When Belgian Rock in Opposition stalwarts Univers Zero concluded the Sonic Circuits Festival in Washington D.C. on Sept. 25, 2010, it was a very different band than the one heard on this 1979 album. What both lineups have in common is drummer Daniel Denis — one of the finest drummers operating in the avant-garde. His elastic sense of time is stunning, but he never looses sight of the pulse that drives most Univers Zero compositions. Denis is also a fine composer, and if his compositional prowess needed a single affirmation, it would be “La Faulx” from Heresie. It was recorded in the middle of 1979, just before guitarist Roger Trigaux left the band to found Present. This reissue sports a bonus track taped in 1975, and if that were the only new feature, hard-core Zero fans would need to hear it. However, as with the rerelease of 1313 a few years ago, Heresie‘s been given a radical remix.
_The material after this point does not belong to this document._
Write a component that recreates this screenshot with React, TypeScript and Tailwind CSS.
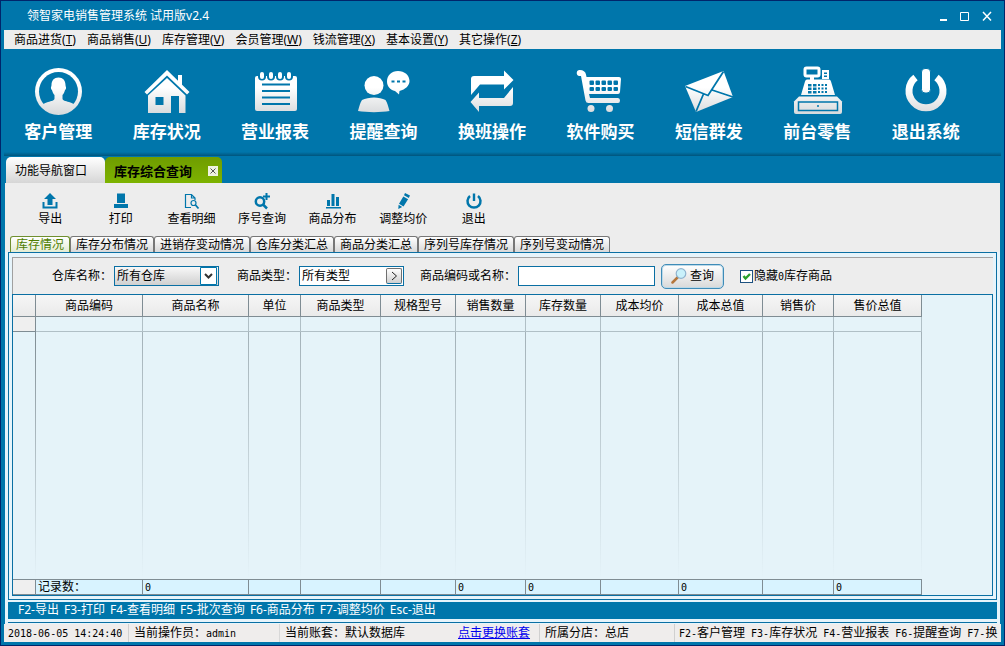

Anything written about the album contains adjectives like “dark” and “brooding.” Denis’ “La Faulx,” clocking in at 25 minutes, is largely responsible for setting the mood with its shuddering moans, gruff incantations and otherworldly growls. All of these ingredients are presented with a new clarity and depth. Where the first seven minutes of the original CD issue immersed the listener in a miasma of harmonium, backwards cymbals and eerie declamations coming over some extraterrestrial public address system, now the immediacy is positively frightening. Guy Segers’ bass has been boosted and deepened beyond easy description, and it has now been unified with Denis’ drums at critical moments, rendering each part more readily audible while unifying the whole texture. The alien rasps that close out the first section are newly effected to detach them further from reality. The album proper’s other tracks have been treated with similar care; according to the booklet, certain blemishes could now be removed in a way that was financially and technically impossible in 1979.

The new reissue’s other revelation is “Chaos Hermetique,” a 12-minute Trigaux piece recorded by a slightly different lineup four years earlier. The 1975 Zero sound is much more electric than on 1313 or Heresie, Denis’ rock drumming driving a mélange of synthesizers, electric guitars, organ and violin. Michel Berckmans’ bassoon, a hallmark of the early Zero sound, is notably absent. The tune is pointillist and punchy in a way that would typify Present’s work for the next 30 years.